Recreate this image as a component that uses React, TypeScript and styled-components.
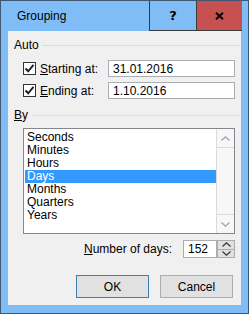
import React from 'react';
import styled, { createGlobalStyle } from 'styled-components';

const GlobalStyle = createGlobalStyle`
  html, body {
    margin: 0;
    padding: 0;
    background: #ffffff;
  }
  body {
    font-family: 'Liberation Sans', Arial, sans-serif;
    font-size: 12px;
    color: #000000;
  }
`;

const Window = styled.div`
  width: 249px;
  height: 314px;
  box-sizing: border-box;
  border: 1px solid #3f5770;
  background: #80bdf7;
  display: flex;
  flex-direction: column;
`;

const TitleBar = styled.div`
  height: 30px;
  display: flex;
  align-items: stretch;
  padding-right: 6px;
`;

const Title = styled.div`
  flex: 1;
  padding-left: 16px;
  display: flex;
  align-items: center;
  font-size: 12px;
  color: #000;
`;

const CaptionButton = styled.div<{ $close?: boolean }>`
  width: ${(p) => (p.$close ? '46px' : '47px')};
  box-sizing: border-box;
  border-left: 1px solid #3c3c3c;
  border-bottom: 1px solid #3c3c3c;
  background: ${(p) => (p.$close ? '#c75050' : 'transparent')};
  display: flex;
  align-items: center;
  justify-content: center;
  font-weight: bold;
  font-size: 13px;
  font-family: 'DejaVu Sans', sans-serif;
`;

const Panel = styled.div`
  margin: 0 7px;
  height: 274px;
  background: #f0f0f0;
  padding: 6px 1px 0 6px;
  box-sizing: border-box;
  display: flex;
  flex-direction: column;
`;

const GroupHeader = styled.div<{ $top: number }>`
  height: 16px;
  margin-top: ${(p) => p.$top}px;
  display: flex;
  align-items: center;
  gap: 3px;
  &::after {
    content: '';
    flex: 1;
    height: 1px;
    background: #d5dfe5;
  }
`;

const FieldRow = styled.div<{ $top: number }>`
  display: flex;
  align-items: center;
  height: 17px;
  margin-top: ${(p) => p.$top}px;
  padding-left: 9px;
`;

const CheckBox = styled.div`
  width: 13px;
  height: 13px;
  box-sizing: border-box;
  border: 1px solid #333333;
  background: #ffffff;
  display: flex;
  align-items: center;
  justify-content: center;
  flex: none;
`;

const FieldLabel = styled.label`
  width: 68px;
  margin-left: 4px;
  flex: none;
`;

const TextBox = styled.div<{ $w: number }>`
  width: ${(p) => p.$w}px;
  height: 100%;
  box-sizing: border-box;
  border: 1px solid #abadb3;
  background: #ffffff;
  padding-left: 4px;
  display: flex;
  align-items: center;
`;

const ListBox = styled.div`
  margin: 5px 0 0 9px;
  width: 212px;
  height: 106px;
  box-sizing: border-box;
  border: 1px solid #828790;
  background: #ffffff;
  display: flex;
`;

const ListItems = styled.div`
  flex: 1;
  padding: 2px 0 0 1px;
`;

const ListItem = styled.div<{ $selected?: boolean }>`
  height: 13px;
  line-height: 13px;
  padding-left: 2px;
  background: ${(p) => (p.$selected ? '#3399ff' : 'transparent')};
  color: ${(p) => (p.$selected ? '#ffffff' : '#000000')};
`;

const ScrollBar = styled.div`
  width: 18px;
  box-sizing: border-box;
  border-left: 1px solid #dadada;
  background: #f7f7f7;
  display: flex;
  flex-direction: column;
  justify-content: space-between;
`;

const ScrollButton = styled.div<{ $top?: boolean }>`
  height: 19px;
  box-sizing: border-box;
  ${(p) => (p.$top ? 'border-bottom: 1px solid #dadada;' : 'border-top: 1px solid #dadada;')}
  display: flex;
  align-items: center;
  justify-content: center;
`;

const NumberRow = styled.div`
  margin-top: 6px;
  height: 18px;
  display: flex;
  align-items: center;
  justify-content: flex-end;
  width: 221px;
`;

const NumberLabel = styled.label`
  margin-right: 11px;
`;

const Spin = styled.div`
  width: 18px;
  height: 100%;
  display: flex;
  flex-direction: column;
`;

const SpinButton = styled.div`
  flex: 1;
  box-sizing: border-box;
  border: 1px solid #acacac;
  background: #e1e1e1;
  display: flex;
  align-items: center;
  justify-content: center;
  & + & {
    border-top: none;
  }
`;

const ButtonRow = styled.div`
  margin-top: 17px;
  display: flex;
  gap: 11px;
  padding-left: 62px;
`;

const Button = styled.div<{ $default?: boolean }>`
  width: 73px;
  height: 23px;
  box-sizing: border-box;
  border: 1px solid ${(p) => (p.$default ? '#3c7fb1' : '#adadad')};
  background: #e1e1e1;
  display: flex;
  align-items: center;
  justify-content: center;
`;

const Check = () => (
  <svg width="11" height="11" viewBox="0 0 11 11">
    <path d="M1.5 5.5 L4.2 8.3 L9.5 1.8" fill="none" stroke="#222" strokeWidth="2" />
  </svg>
);

const CloseGlyph = () => (
  <svg width="9" height="8" viewBox="0 0 9 8">
    <path d="M1 0.8 L8 7.2 M8 0.8 L1 7.2" fill="none" stroke="#000" strokeWidth="2" />
  </svg>
);

const Chevron = ({ up, color = '#a0a0a0' }: { up?: boolean; color?: string }) => (
  <svg width="9" height="5" viewBox="0 0 9 5">
    <path
      d={up ? 'M0.5 4.5 L4.5 0.8 L8.5 4.5' : 'M0.5 0.5 L4.5 4.2 L8.5 0.5'}
      fill="none"
      stroke={color}
      strokeWidth="1.2"
    />
  </svg>
);

const units = ['Seconds', 'Minutes', 'Hours', 'Days', 'Months', 'Quarters', 'Years'];

export default function App() {
  return (
    <>
      <GlobalStyle />
      <Window>
        <TitleBar>
          <Title>Grouping</Title>
          <CaptionButton>?</CaptionButton>
          <CaptionButton $close>
            <CloseGlyph />
          </CaptionButton>
        </TitleBar>
        <Panel>
          <GroupHeader $top={0}>Auto</GroupHeader>
          <FieldRow $top={7}>
            <CheckBox>
              <Check />
            </CheckBox>
            <FieldLabel>
              <u>S</u>tarting at:
            </FieldLabel>
            <TextBox $w={127}>31.01.2016</TextBox>
          </FieldRow>
          <FieldRow $top={5}>
            <CheckBox>
              <Check />
            </CheckBox>
            <FieldLabel>
              <u>E</u>nding at:
            </FieldLabel>
            <TextBox $w={127}>1.10.2016</TextBox>
          </FieldRow>
          <GroupHeader $top={8}>
            <span>
              <u>B</u>y
            </span>
          </GroupHeader>
          <ListBox>
            <ListItems>
              {units.map((u) => (
                <ListItem key={u} $selected={u === 'Days'}>
                  {u}
                </ListItem>
              ))}
            </ListItems>
            <ScrollBar>
              <ScrollButton $top>
                <Chevron up />
              </ScrollButton>
              <ScrollButton>
                <Chevron />
              </ScrollButton>
            </ScrollBar>
          </ListBox>
          <NumberRow>
            <NumberLabel>
              <u>N</u>umber of days:
            </NumberLabel>
            <TextBox $w={34}>152</TextBox>
            <Spin>
              <SpinButton>
                <Chevron up color="#333" />
              </SpinButton>
              <SpinButton>
                <Chevron color="#333" />
              </SpinButton>
            </Spin>
          </NumberRow>
          <ButtonRow>
            <Button $default>OK</Button>
            <Button>Cancel</Button>
          </ButtonRow>
        </Panel>
      </Window>
    </>
  );
}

::::::::

» **Instruction**
Lines containing the string "React" are to be selected and copied.

» **The reply**
Recreate this image as a component that uses React, TypeScript and styled-components.
import React from 'react';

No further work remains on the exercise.